TASK INSTRUCTIONS: Copy each line that holds "this".

********************

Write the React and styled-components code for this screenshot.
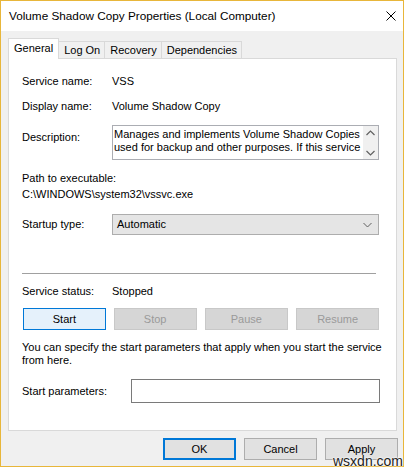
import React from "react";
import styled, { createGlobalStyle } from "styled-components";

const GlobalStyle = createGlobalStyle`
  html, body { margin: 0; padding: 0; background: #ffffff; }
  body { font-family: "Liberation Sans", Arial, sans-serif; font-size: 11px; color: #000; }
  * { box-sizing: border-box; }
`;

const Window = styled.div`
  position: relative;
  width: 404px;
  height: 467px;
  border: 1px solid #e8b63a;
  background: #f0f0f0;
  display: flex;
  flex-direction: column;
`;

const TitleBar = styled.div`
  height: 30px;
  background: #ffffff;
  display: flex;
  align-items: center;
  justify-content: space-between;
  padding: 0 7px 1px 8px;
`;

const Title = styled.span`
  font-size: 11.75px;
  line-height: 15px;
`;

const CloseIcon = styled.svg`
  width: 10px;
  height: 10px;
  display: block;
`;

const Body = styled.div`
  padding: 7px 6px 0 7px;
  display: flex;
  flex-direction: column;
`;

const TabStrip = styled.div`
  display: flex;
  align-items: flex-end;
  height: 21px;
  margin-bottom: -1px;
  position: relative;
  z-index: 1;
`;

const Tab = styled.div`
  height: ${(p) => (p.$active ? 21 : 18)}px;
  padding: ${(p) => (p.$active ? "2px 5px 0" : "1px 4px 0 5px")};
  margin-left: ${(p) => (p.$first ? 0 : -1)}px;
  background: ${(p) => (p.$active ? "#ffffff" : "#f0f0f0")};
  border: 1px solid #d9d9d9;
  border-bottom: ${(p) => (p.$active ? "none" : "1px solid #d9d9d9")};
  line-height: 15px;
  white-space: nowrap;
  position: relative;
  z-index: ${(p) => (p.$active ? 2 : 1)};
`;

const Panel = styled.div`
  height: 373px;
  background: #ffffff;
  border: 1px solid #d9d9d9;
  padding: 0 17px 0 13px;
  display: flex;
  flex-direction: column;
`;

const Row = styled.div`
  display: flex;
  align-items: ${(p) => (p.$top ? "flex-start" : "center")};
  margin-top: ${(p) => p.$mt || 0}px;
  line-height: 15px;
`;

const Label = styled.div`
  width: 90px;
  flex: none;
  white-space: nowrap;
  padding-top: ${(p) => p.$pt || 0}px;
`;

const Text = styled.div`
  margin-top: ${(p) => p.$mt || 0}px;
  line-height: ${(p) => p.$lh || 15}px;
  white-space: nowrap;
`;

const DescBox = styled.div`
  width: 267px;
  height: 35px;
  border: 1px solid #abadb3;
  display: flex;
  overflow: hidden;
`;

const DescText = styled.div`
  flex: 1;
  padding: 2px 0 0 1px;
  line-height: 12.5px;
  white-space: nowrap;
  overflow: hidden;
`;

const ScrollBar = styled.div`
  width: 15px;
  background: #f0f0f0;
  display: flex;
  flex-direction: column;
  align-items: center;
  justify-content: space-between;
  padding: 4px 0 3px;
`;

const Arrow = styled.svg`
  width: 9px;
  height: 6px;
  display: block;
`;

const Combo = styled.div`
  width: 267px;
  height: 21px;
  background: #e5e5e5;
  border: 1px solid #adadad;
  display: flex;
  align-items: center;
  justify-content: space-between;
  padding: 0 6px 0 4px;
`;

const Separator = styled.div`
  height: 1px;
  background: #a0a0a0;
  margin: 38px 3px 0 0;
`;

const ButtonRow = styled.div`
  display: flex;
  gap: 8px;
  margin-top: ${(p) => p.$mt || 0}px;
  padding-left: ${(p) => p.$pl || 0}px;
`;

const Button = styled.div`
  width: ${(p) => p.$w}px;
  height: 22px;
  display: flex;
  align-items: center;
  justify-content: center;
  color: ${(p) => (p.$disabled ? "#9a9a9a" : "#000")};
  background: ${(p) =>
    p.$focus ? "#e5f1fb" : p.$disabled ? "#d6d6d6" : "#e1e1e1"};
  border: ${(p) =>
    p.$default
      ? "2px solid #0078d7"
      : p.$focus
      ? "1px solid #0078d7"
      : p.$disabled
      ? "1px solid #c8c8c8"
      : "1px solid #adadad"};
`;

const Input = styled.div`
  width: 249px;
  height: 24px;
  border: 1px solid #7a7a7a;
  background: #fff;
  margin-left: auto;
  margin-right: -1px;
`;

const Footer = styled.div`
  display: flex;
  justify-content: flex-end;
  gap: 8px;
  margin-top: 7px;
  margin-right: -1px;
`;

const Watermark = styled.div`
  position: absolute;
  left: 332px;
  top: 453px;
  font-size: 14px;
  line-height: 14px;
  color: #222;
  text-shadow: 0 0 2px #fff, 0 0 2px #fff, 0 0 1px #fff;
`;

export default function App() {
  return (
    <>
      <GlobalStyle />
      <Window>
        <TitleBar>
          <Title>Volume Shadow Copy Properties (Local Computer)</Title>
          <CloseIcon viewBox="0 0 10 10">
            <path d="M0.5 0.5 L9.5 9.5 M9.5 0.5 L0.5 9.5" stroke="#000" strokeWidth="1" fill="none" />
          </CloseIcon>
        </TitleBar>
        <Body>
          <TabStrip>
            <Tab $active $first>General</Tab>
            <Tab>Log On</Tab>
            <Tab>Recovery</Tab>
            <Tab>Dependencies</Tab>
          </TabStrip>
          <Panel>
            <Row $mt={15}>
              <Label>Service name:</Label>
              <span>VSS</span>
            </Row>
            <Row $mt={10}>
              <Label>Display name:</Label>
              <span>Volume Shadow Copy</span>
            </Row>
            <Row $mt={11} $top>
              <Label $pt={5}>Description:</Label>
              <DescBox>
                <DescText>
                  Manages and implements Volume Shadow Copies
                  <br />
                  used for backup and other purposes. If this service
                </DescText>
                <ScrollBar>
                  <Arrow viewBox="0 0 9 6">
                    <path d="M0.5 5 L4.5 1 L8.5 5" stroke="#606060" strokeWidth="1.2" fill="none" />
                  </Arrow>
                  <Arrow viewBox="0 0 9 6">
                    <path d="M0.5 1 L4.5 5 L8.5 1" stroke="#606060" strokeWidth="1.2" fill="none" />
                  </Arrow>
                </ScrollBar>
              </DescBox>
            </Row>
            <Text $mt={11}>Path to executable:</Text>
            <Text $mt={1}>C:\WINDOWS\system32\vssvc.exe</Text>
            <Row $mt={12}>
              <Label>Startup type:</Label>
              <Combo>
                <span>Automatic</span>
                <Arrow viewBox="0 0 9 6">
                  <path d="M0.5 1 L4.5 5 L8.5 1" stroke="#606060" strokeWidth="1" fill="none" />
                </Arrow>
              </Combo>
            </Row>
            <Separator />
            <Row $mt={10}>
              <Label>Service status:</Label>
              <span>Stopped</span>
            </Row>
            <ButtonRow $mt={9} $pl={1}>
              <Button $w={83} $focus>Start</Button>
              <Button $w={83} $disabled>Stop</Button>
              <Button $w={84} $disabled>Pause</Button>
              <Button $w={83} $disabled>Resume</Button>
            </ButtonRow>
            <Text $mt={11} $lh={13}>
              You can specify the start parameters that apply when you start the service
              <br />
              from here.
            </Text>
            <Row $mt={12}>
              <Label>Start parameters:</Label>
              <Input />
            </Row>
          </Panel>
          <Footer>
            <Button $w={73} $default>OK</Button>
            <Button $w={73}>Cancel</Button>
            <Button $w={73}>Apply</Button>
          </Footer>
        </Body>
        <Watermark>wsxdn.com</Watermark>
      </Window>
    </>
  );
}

********************

SOLVED EXERCISE:
Write the React and styled-components code for this screenshot.
                  used for backup and other purposes. If this service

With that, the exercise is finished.